How will I know when my students visit the Writing Center?

You may not.  Particularly engaged students frequently integrate a writing center visit into their writing process.  Students are of course free to self-report a visit to the writing center.  If for some reason you need verification, with the student’s permission we can send you a session summary or a verification of their visit.  Just email writing@buffalo.edu to request.  We always welcome conversations with faculty about how best to support students, so do not hesitate to reach out.

Do consultants at the Writing Center discuss grades with students?

No. Writing Center staff members will not discuss  grades or make evaluative comments about assignments or papers during appointments.

My student visited the writing center and their paper is still pretty weak. What happened?

The writing center is a resource, but students are still in charge of their own revision decisions. You never know what state the paper was in when the student visited the center.
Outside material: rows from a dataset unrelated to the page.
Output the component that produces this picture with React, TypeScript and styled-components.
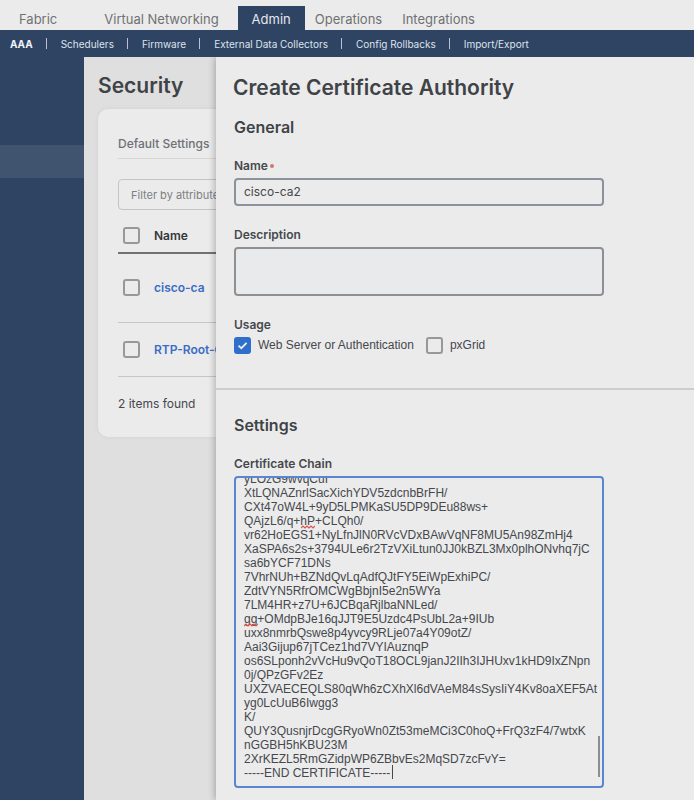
import React, { useLayoutEffect, useRef } from "react";
import styled, { createGlobalStyle } from "styled-components";

const c = {
  navy: "#2f4463",
  navyActive: "#40536f",
  surface: "#ebebeb",
  backdrop: "#dfdfe0",
  text: "#45484c",
  heading: "#3f4347",
  muted: "#6f7174",
  border: "#8e9093",
  line: "#c6c6c7",
  blue: "#2f6fcb",
  link: "#3b6cc6",
};

const compactFont = `"Liberation Sans", Arial, sans-serif`;

const GlobalStyle = createGlobalStyle`
  *, *::before, *::after { box-sizing: border-box; }
  body {
    margin: 0;
    background: ${c.surface};
    color: ${c.text};
    font-family: Inter, "Liberation Sans", sans-serif;
    font-size: 12px;
  }
  h1, h2, h3, p { margin: 0; }
  input, textarea, button { font: inherit; color: inherit; }
`;

const Page = styled.div`
  display: flex;
  flex-direction: column;
  min-height: 100vh;
`;

const TabBar = styled.nav`
  display: flex;
  align-items: flex-end;
  padding-top: 6px;
  padding-left: 9px;
`;

const Tab = styled.a<{ $active?: boolean; $end?: number }>`
  padding: 2px ${(p) => (p.$active ? 14 : 10)}px 0;
  margin-right: ${(p) => p.$end ?? 0}px;
  font-size: 13px;
  line-height: 22px;
  white-space: nowrap;
  text-decoration: none;
  color: ${(p) => (p.$active ? "#e3e7ee" : c.muted)};
  background: ${(p) => (p.$active ? c.navy : "transparent")};
`;

const SubNav = styled.nav`
  display: flex;
  align-items: center;
  height: 27px;
  padding-left: 10px;
  background: ${c.navy};
`;

const SubLink = styled.a<{ $active?: boolean }>`
  display: flex;
  align-items: center;
  font-size: 10px;
  line-height: 12px;
  font-weight: ${(p) => (p.$active ? 700 : 400)};
  color: ${(p) => (p.$active ? "#f0f3f8" : "#dde3ec")};
  text-decoration: none;
  white-space: nowrap;

  &:not(:first-child)::before {
    content: "";
    width: 1px;
    height: 11px;
    margin: 0 14px 0 13px;
    background: #b9c3d3;
  }
`;

const Body = styled.div`
  display: flex;
  flex: 1;
`;

const Sidebar = styled.aside`
  flex: none;
  width: 84px;
  padding-top: 88px;
  background: ${c.navy};
`;

const SidebarCurrent = styled.div`
  height: 33px;
  background: ${c.navyActive};
`;

const Main = styled.main`
  flex: none;
  width: 132px;
  padding: 17px 0 0 14px;
  overflow: hidden;
  background: ${c.backdrop};
`;

const PageTitle = styled.h1`
  font-size: 21px;
  line-height: 24px;
  font-weight: 600;
  color: ${c.heading};
  white-space: nowrap;
`;

const Card = styled.section`
  width: 480px;
  height: 328px;
  margin-top: 11px;
  padding: 25px 20px;
  border-radius: 10px;
  background: ${c.surface};
  box-shadow: 0 0 5px rgba(0, 0, 0, 0.06);
`;

const CardTab = styled.h2`
  padding-bottom: 4px;
  border-bottom: 1px solid #d6d6d7;
  font-size: 12px;
  line-height: 20px;
  font-weight: 500;
  color: ${c.muted};
`;

const Filter = styled.input`
  display: block;
  width: 100%;
  height: 31px;
  margin: 20px 0 9px;
  padding: 0 12px;
  border: 1px solid #c4c4c5;
  border-radius: 4px;
  background: transparent;
  font-size: 11px;
  &::placeholder { color: #7d7f82; opacity: 1; }
`;

const Table = styled.table`
  width: 100%;
  border-collapse: collapse;
  text-align: left;
  th, td { padding: 0; vertical-align: middle; }
  th:first-child, td:first-child { width: 36px; padding-left: 5px; }
  thead th { height: 34px; border-bottom: 2px solid #707172; font-weight: 600; color: #34373a; }
  td { border-bottom: 1px solid ${c.line}; }
`;

const Row = styled.tr<{ $height: number }>`
  height: ${(p) => p.$height}px;
`;

const CertLink = styled.a`
  color: ${c.link};
  font-weight: 600;
  text-decoration: none;
  white-space: nowrap;
`;

const Count = styled.p`
  margin-top: 17px;
  line-height: 20px;
`;

const Check = styled.span`
  position: relative;
  display: block;
  flex: none;
  width: 17px;
  height: 17px;

  svg {
    position: absolute;
    inset: 0;
    pointer-events: none;
    visibility: hidden;
  }
  input:checked + svg { visibility: visible; }
`;

const CheckInput = styled.input`
  appearance: none;
  display: block;
  width: 17px;
  height: 17px;
  margin: 0;
  border: 2px solid #96989a;
  border-radius: 3px;
  background: transparent;
  &:checked { background: ${c.blue}; border-color: ${c.blue}; }
`;

const Drawer = styled.section`
  position: relative;
  flex: 1;
  min-width: 0;
  padding: 19px 0 12px;
  background: ${c.surface};
  box-shadow: -1px 0 7px rgba(0, 0, 0, 0.28);
  clip-path: inset(0 0 0 -12px);
`;

const DrawerTitle = styled.h2`
  padding-left: 17px;
  font-size: 21px;
  line-height: 24px;
  font-weight: 600;
  color: ${c.heading};
`;

const Group = styled.div`
  padding: 0 18px;
`;

const GroupTitle = styled.h3`
  padding-top: 17px;
  font-size: 16px;
  line-height: 20px;
  font-weight: 600;
  color: ${c.heading};
`;

const Divider = styled.hr`
  height: 2px;
  margin: 34px 0 8px;
  border: 0;
  background: #cdcdce;
`;

const Field = styled.div`
  max-width: 370px;
  margin-top: 21px;
`;

const Label = styled.label`
  display: flex;
  align-items: center;
  gap: 2px;
  margin-bottom: 4px;
  font-size: 12px;
  line-height: 16px;
  font-weight: 600;
  color: ${c.text};
`;

const Required = styled.span`
  width: 4px;
  height: 4px;
  border-radius: 50%;
  background: #d07a66;
`;

const TextInput = styled.input`
  display: block;
  width: 100%;
  height: 28px;
  padding: 0 8px 2px;
  border: 2px solid #8b919d;
  border-radius: 4px;
  background: transparent;
`;

const TextArea = styled.textarea`
  display: block;
  width: 100%;
  height: 49px;
  padding: 6px 8px;
  border: 2px solid ${c.border};
  border-radius: 4px;
  background: #e9eaeb;
  line-height: 14px;
  resize: none;
  outline: none;
`;

const CertArea = styled(TextArea)`
  height: 312px;
  border-color: #5b86cf;
  background: transparent;
  font-family: ${compactFont};
  white-space: pre;
  overflow: hidden;
`;

const CertBox = styled.div`
  position: relative;
`;

const ScrollThumb = styled.span`
  position: absolute;
  right: 4px;
  bottom: 11px;
  width: 2px;
  height: 41px;
  background: #8c8e91;
`;

const Caret = styled.span`
  position: absolute;
  left: 158px;
  bottom: 9px;
  width: 1px;
  height: 14px;
  background: #45484c;
`;

const Squiggle = styled.svg<{ $left: number; $top: number }>`
  position: absolute;
  left: ${(p) => p.$left}px;
  top: ${(p) => p.$top}px;
`;

const Legend = styled.legend`
  padding: 0;
  margin-bottom: 4px;
  font-size: 12px;
  line-height: 16px;
  font-weight: 600;
`;

const Usage = styled.fieldset`
  margin: 21px 0 0;
  padding: 0;
  border: 0;
  min-width: 0;
`;

const Options = styled.div`
  display: flex;
  gap: 12px;
`;

const Option = styled.label`
  display: flex;
  align-items: center;
  gap: 7px;
  font-family: ${compactFont};
  line-height: 17px;
  white-space: nowrap;
`;

const certificate = [
  "yLOzG9wvqCuI",
  "XtLQNAZnrlSacXichYDV5zdcnbBrFH/",
  "CXt47oW4L+9yD5LPMKaSU5DP9DEu88ws+",
  "QAjzL6/q+hP+CLQh0/",
  "vr62HoEGS1+NyLfnJlN0RVcVDxBAwVqNF8MU5An98ZmHj4",
  "XaSPA6s2s+3794ULe6r2TzVXiLtun0JJ0kBZL3Mx0plhONvhq7jC",
  "sa6bYCF71DNs",
  "7VhrNUh+BZNdQvLqAdfQJtFY5EiWpExhiPC/",
  "ZdtVYN5RfrOMCWgBbjnI5e2n5WYa",
  "7LM4HR+z7U+6JCBqaRjlbaNNLed/",
  "gg+OMdpBJe16qJJT9E5Uzdc4PsUbL2a+9IUb",
  "uxx8nmrbQswe8p4yvcy9RLje07a4Y09otZ/",
  "Aai3Gijup67jTCez1hd7VYIAuznqP",
  "os6SLponh2vVcHu9vQoT18OCL9janJ2IIh3IJHUxv1kHD9IxZNpn",
  "0j/QPzGFv2Ez",
  "UXZVAECEQLS80qWh6zCXhXl6dVAeM84sSysIiY4Kv8oaXEF5At",
  "yg0LcUuB6Iwgg3",
  "K/",
  "QUY3QusnjrDcgGRyoWn0Zt53meMCi3C0hoQ+FrQ3zF4/7wtxK",
  "nGGBH5hKBU23M",
  "2XrKEZL5RmGZidpWP6ZBbvEs2MqSD7zcFvY=",
  "-----END CERTIFICATE-----",
].join("\n");

function Checkbox(props: React.InputHTMLAttributes<HTMLInputElement>) {
  return (
    <Check>
      <CheckInput type="checkbox" {...props} />
      <svg width="17" height="17" viewBox="0 0 17 17" aria-hidden="true">
        <path d="M4.5 8.7 7.3 11.2 12.6 5.8" fill="none" stroke="#e9eef6" strokeWidth="1.8" />
      </svg>
    </Check>
  );
}

function Misspelling({ left, top }: { left: number; top: number }) {
  return (
    <Squiggle $left={left} $top={top} width="14" height="4" viewBox="0 0 14 4" aria-hidden="true">
      <path
        d="M0 3 2 1 4 3 6 1 8 3 10 1 12 3 14 1"
        fill="none"
        stroke="#d9534f"
        strokeWidth="1.2"
      />
    </Squiggle>
  );
}

function CertificateChain() {
  const area = useRef<HTMLTextAreaElement>(null);
  useLayoutEffect(() => {
    if (area.current) area.current.scrollTop = area.current.scrollHeight;
  }, []);
  return (
    <Field>
      <Label htmlFor="chain">Certificate Chain</Label>
      <CertBox>
        <CertArea id="chain" ref={area} defaultValue={certificate} spellCheck={false} />
        <Misspelling left={67} top={49} />
        <Misspelling left={10} top={147} />
        <Caret />
        <ScrollThumb />
      </CertBox>
    </Field>
  );
}

const subLinks = [
  "AAA",
  "Schedulers",
  "Firmware",
  "External Data Collectors",
  "Config Rollbacks",
  "Import/Export",
];

export default function App() {
  return (
    <Page>
      <GlobalStyle />
      <TabBar aria-label="Main">
        <Tab href="#fabric" $end={27}>Fabric</Tab>
        <Tab href="#virtual" $end={9}>Virtual Networking</Tab>
        <Tab href="#admin" $active aria-current="page">Admin</Tab>
        <Tab href="#operations">Operations</Tab>
        <Tab href="#integrations">Integrations</Tab>
      </TabBar>
      <SubNav aria-label="Admin">
        {subLinks.map((name, i) => (
          <SubLink key={name} href="#admin" $active={i === 0}>{name}</SubLink>
        ))}
      </SubNav>
      <Body>
        <Sidebar>
          <SidebarCurrent />
        </Sidebar>
        <Main>
          <PageTitle>Security</PageTitle>
          <Card>
            <CardTab>Default Settings</CardTab>
            <Filter placeholder="Filter by attributes" aria-label="Filter by attributes" />
            <Table>
              <thead>
                <tr>
                  <th><Checkbox aria-label="Select all" /></th>
                  <th>Name</th>
                </tr>
              </thead>
              <tbody>
                <Row $height={69}>
                  <td><Checkbox aria-label="Select cisco-ca" /></td>
                  <td><CertLink href="#cisco-ca">cisco-ca</CertLink></td>
                </Row>
                <Row $height={54}>
                  <td><Checkbox aria-label="Select RTP-Root-CA" /></td>
                  <td><CertLink href="#rtp-root-ca">RTP-Root-CA</CertLink></td>
                </Row>
              </tbody>
            </Table>
            <Count>2 items found</Count>
          </Card>
        </Main>
        <Drawer aria-label="Create Certificate Authority">
          <DrawerTitle>Create Certificate Authority</DrawerTitle>
          <Group>
            <GroupTitle>General</GroupTitle>
            <Field>
              <Label htmlFor="name">Name<Required /></Label>
              <TextInput id="name" defaultValue="cisco-ca2" required />
            </Field>
            <Field>
              <Label htmlFor="description">Description</Label>
              <TextArea id="description" />
            </Field>
            <Usage>
              <Legend>Usage</Legend>
              <Options>
                <Option><Checkbox defaultChecked />Web Server or Authentication</Option>
                <Option><Checkbox />pxGrid</Option>
              </Options>
            </Usage>
          </Group>
          <Divider />
          <Group>
            <GroupTitle>Settings</GroupTitle>
            <CertificateChain />
          </Group>
        </Drawer>
      </Body>
    </Page>
  );
}
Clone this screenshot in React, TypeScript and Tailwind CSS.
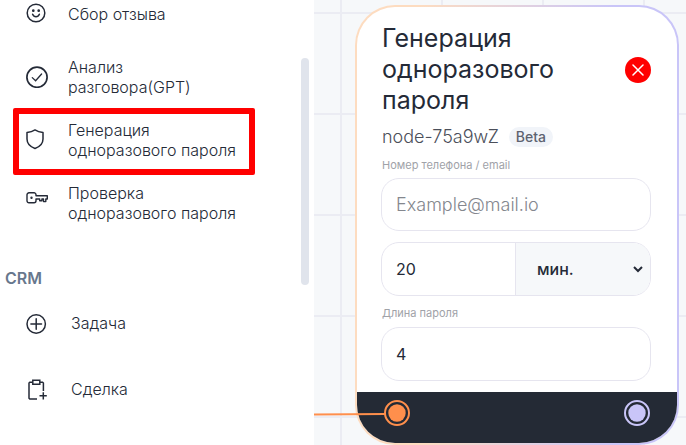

Many times students come in early in their drafting phase and the writing consultant never even gets to see the final draft.  (Though they can always make multiple appointments.) 

My student visited the writing center and their paper still has errors in it. What happened?

First, the writing center is not a proofreading service. Second, if the writer engaged in revision after the visit (which is great), then they have likely created new sentences which are vulnerable to error. As students’ expression of ideas grows more complex, their sentences can get more wobbly.  It’s a sign of growth! 

Can students make standing appointments to work on overall writing improvement?

Absolutely!  Many students choose to be regular users of writing center support.  They can reserve up to three appointments per week, greatly accelerating their writing development. They can schedule regular appointments, and we’d love to work with them on their writing skills and process. Ideally, students working on overall writing improvement or a large writing project should work with a consultant once a week.